The lender dismissed Bittar in December 2011, claiming he colluded with a Barclays Plc trader to manipulate rates and boost the value of his trades in 2006 and 2007, said the people, who requested anonymity because they weren’t authorized to speak publicly. His attempts to rig the euro interbank offered rate and similar efforts by derivatives trader Guillaume Adolph over yen Libor are the focus of the bank’s probe, the people said. Both traders declined to comment for this story.

“Upon discovering that a limited number of employees acted inappropriately, we sanctioned or dismissed those involved and clawed back all of their unvested compensation,” Deutsche Bank spokesman Michael Golden said in a statement. “To date we have found no link between the inappropriate conduct of a limited number of employees and the profits generated by these trades.”
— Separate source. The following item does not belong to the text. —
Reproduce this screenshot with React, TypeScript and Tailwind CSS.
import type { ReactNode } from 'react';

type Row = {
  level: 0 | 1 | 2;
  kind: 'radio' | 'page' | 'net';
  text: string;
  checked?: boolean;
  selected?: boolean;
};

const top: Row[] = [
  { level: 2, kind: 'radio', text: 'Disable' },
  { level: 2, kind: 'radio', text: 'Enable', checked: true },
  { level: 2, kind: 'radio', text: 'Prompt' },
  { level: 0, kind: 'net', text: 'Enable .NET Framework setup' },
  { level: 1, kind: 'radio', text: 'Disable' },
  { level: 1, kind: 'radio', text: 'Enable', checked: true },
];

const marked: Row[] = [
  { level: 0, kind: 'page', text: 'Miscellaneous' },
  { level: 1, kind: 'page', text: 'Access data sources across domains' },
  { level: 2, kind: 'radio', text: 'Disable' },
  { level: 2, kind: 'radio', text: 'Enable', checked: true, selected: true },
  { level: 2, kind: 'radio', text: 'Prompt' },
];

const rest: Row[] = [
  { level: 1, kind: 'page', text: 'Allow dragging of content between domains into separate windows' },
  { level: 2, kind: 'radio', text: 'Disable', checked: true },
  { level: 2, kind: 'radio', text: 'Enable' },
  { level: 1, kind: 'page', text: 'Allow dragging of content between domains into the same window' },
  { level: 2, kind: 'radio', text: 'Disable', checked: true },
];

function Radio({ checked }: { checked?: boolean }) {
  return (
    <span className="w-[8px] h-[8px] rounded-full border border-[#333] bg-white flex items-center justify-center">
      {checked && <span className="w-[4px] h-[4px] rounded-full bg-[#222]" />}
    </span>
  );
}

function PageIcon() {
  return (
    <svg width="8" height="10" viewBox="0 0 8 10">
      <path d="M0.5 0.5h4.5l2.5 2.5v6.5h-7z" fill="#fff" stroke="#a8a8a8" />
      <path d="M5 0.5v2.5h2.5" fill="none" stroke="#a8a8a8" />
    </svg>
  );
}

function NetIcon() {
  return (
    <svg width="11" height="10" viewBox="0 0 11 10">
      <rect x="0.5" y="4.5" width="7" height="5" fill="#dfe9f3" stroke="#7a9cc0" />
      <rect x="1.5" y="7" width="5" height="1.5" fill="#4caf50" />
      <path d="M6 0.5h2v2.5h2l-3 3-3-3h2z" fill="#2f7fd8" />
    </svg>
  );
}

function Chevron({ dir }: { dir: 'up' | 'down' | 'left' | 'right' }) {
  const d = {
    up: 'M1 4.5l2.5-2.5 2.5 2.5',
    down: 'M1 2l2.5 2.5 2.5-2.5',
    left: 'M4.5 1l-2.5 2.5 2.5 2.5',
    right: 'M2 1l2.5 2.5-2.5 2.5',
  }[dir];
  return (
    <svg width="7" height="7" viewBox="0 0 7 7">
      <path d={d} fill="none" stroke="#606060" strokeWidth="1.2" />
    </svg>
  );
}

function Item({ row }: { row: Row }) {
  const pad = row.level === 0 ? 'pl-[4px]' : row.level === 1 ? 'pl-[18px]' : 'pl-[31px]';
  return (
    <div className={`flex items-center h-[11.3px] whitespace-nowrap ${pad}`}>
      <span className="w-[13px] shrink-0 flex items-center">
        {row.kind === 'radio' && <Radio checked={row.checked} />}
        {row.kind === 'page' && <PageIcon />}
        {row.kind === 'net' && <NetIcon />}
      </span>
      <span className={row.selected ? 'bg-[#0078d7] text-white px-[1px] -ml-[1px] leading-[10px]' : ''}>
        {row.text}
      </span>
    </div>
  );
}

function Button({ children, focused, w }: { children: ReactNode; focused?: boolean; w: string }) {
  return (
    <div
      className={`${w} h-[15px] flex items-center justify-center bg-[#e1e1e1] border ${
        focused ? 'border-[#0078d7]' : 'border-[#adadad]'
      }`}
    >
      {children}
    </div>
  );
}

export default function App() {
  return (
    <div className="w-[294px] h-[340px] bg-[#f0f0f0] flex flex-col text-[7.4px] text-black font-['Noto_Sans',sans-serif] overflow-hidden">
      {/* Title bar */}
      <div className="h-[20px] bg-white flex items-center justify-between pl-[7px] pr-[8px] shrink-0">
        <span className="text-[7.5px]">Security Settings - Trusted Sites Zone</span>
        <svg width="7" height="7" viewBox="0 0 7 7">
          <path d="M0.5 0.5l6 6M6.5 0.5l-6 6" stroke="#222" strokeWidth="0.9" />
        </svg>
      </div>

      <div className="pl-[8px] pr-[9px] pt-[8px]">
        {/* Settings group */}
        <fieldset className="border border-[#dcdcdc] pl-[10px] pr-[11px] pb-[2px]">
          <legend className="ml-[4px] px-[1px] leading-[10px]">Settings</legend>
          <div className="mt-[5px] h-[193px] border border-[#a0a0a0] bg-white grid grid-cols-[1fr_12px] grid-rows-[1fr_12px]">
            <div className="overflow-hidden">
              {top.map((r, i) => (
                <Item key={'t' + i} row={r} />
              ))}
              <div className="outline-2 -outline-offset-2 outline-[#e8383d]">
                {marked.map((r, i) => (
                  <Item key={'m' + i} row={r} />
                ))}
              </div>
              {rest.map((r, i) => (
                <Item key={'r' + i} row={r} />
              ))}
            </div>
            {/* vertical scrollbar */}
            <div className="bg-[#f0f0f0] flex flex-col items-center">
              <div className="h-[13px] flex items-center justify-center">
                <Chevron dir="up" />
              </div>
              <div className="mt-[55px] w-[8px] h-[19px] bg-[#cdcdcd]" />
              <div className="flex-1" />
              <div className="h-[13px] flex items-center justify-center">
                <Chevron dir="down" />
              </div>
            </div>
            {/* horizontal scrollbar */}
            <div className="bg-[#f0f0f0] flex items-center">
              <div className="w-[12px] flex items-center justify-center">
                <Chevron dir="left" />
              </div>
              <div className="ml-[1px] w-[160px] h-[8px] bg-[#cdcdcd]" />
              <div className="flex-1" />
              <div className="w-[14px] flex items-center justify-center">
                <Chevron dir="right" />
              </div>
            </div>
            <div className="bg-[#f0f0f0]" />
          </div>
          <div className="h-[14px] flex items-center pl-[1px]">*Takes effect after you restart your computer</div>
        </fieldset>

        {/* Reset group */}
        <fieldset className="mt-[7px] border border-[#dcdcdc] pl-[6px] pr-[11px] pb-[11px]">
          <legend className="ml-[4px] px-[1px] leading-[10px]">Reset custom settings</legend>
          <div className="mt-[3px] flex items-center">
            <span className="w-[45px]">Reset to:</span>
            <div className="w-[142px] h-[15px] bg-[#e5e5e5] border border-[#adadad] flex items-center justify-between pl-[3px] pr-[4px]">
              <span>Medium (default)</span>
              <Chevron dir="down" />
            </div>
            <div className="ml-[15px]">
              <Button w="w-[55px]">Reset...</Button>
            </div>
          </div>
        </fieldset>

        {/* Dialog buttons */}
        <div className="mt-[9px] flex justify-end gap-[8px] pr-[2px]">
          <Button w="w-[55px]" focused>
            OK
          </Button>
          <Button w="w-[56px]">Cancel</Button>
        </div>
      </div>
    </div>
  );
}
Regulators are investigating claims that traders at more than 16 companies manipulated submissions used to set benchmarks such as Euribor to profit from bets on interest-rate derivatives. Ex-traders say their firms had no rules governing how Euribor and Libor should be set and that managers were aware that traders, who stood to benefit from where the rate was fixed, were on occasions making submissions to the benchmarks.

Anshu Jain

Deutsche Bank’s Golden said the Frankfurt-based lender is cooperating with regulators and that its continuing internal investigation has cleared current and former management board members of wrongdoing. Co-Chief Executive Officer Anshu Jain, who said this week he was sickened by the scandal, has faced calls from German lawmakers to publish the findings of a probe by BaFin, the country’s financial regulator, into the lender’s rate-submission process. That inquiry is still to be completed.

Bittar, who joined Deutsche Bank in 2001, was a proprietary trader specializing in short-term derivatives contracts and entitled to a percentage of the profit from his trades, the people said. He took billion-euro positions on the direction of short-term interest rates with the firm’s own money and reaped hundreds of millions of euros in profit for the bank, the people said. The bonuses Deutsche Bank pays its staff typically vest over a three-year period.

After the lender started to scale back its proprietary- trading operations in 2008, Bittar was named head of money market derivatives trading in 2010 and moved to Singapore. He now works for Bluecrest Capital Management LLP, Europe’s third- biggest hedge fund with $30 billion under management.

Euribor Spread

One of his strategies involved betting that the cost of borrowing in euros for three and six months would rise more quickly than one-month rates, the people said. That paid off after the collapse of Lehman Brothers Holdings Inc. in September 2008, when banks became unwilling to lend to each other for all but the shortest periods, they said.